Not every song is quite as specific in its historical setting as “The Night They Drove Old Dixie Down.” “King Harvest (Has Surely Come)” explores the hard life of subsistence farmers, who faced innumerable tribulations and catastrophes. The narrator might even be Virgil Caine himself, turning from the lamentations of the Civil War to the horrors of survival in rural America. Other songs are much more elusive, like the fleet “Look Out Cleveland” (about Texas, not Ohio) and the randy, country-funk number “Up on Cripple Creek.” The latter is one of several songs on here about sex. Perhaps it was a response to the sexual liberation of the 1960s (as opposed to the 1860s) or perhaps the Band were merely addressing rock ‘n’ roll’s favorite topic through the filter of history. “Jemima surrender, I’m gonna give it to you,” they sing on “Jemima Surrender.” “Ain’t no pretender, gonna ride in my canoe.”

In the half-century since the Band recorded their second album, the Americana scene has pushed forward not with their openness about sex, but with the historically based songwriting. It’s nearly impossible to gauge their impact on the contemporary country and roots scene, but it’s safe to say that, whenever you hear an artist sing about something that happened decades ago, you’re hearing the Band’s influence. Last year, Colter Wall ended his breakthrough album with “Bald Butte,” a lengthy gunslinger story-song that is somehow bloodier than “The Night They Drove Old Dixie Down.” The year before that, Shovels & Rope recounted the Battle of Chattanooga on “Missionary Ridge,” imagining the ghosts of the Civil War dead still haunting those hills.

Almost every singer/songwriter resorts to historical re-enactment at some point. Steve Earle wrote “Ben McCulloch” about the disgraced Civil War brigadier general. Johnny Cash recorded a song called “God Bless Robert E. Lee” for his 1983 album Johnny 99, praising the general’s decision to surrender at Appomattox. There are many, many others, too bountiful to count, some dealing with the Civil War and even more dealing with other historical events. (A favorite: “Saskatchewan” by the Toronto band the Rheostatics, which describes a sailor’s death in a sinking ship.)

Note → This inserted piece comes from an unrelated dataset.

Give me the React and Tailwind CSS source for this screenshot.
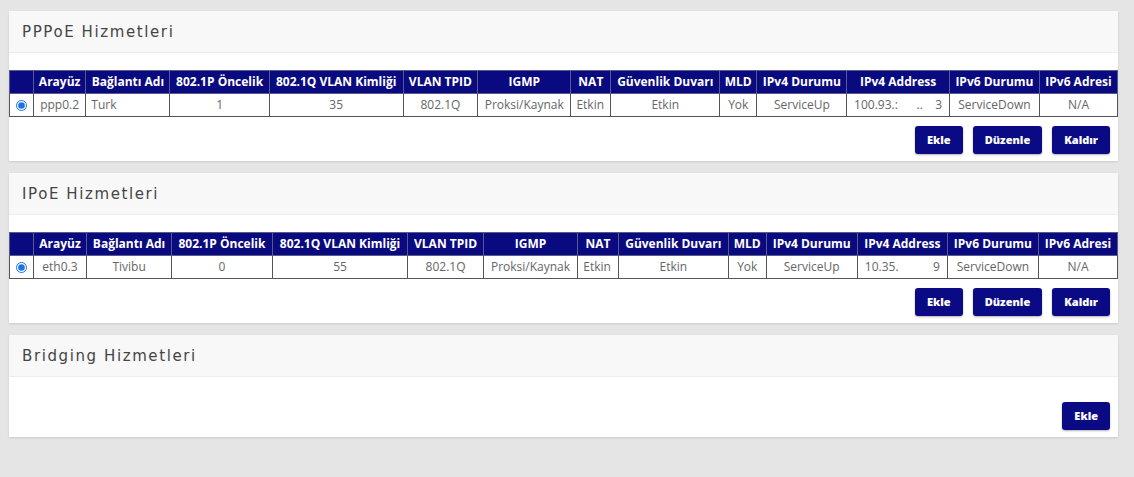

These songs all reflect shifting attitudes toward (North) American history, new ideas, and new opinions, but our thinking about history continues to change no matter how many times we play these songs. As a result, these historical songs become pieces of history themselves, reflecting outdated attitudes and concerns. In 2018, at a moment when the Confederate flag has become a lightning-rod controversy and Civil War monuments are being defaced or removed, “The Night They Drove Old Dixie Down” takes on a very different meaning than it had in 1969. The melancholy of those na na nas has curdled into something ugly and regrettable — not something to be celebrated, but something to be commiserated.

In their 2014 book — The Long Reconstruction: The Post-Civil War South in History, Film, and Memory — Frank J. Wetta and Martin A. Novelli call “The Night They Drove Old Dixie Down” “the theme song of the Lost Cause ideology.” It is a song about the defeated, about the thwarted righteousness of the Southern cause. But it’s that righteousness that has become so disgusting in 2018, when the most spurious political groups have adopted the symbols and syntax of the Confederacy. Let’s not mince words: The Lost Cause excuses the enslavement of an entire race of people and rationalized it with misinterpreted Bible verses and twisted moral logic.

So, what do we do with a song like “The Night They Drove Old Dixie Down”? It remains a compelling document of its time — 1969, not 1865 — and it is still a tremendous piece of music, inventive and innovative and finally, extremely influential. In that regard, it is exactly like every other song on The Band and on their 1968 debut, Music from Big Pink. Unlike a public monument, it cannot simply be removed from public space. Music doesn’t work that way. It is not stationary. It moves about, impossible to contain. We might strike it from future greatest hits albums, yet we would then have only a limited understanding of the Band’s story or their moment in time.

What do we do with disagreeable art? That’s one of the most important questions facing us in the final years of the 2010s. And here we come back to Three Billboards Outside Ebbing, Missouri. That film has been accused of being racially tone deaf and, sure enough, Baez’s version of “The Night They Drove Old Dixie Down,” which does nothing to interrogate Virgil Caine’s sympathies, plays during a scene in which a character with a history of racially motivated violence redeems himself by trying to solve the rape and murder of a white girl. If it were ironic, it might be a powerful moment dissecting Southern masculinity, but I doubt director Martin McDonagh had as much in mind. It’s just a song, just a signifier of Southernness. And that’s definitely not how it should play in 2018.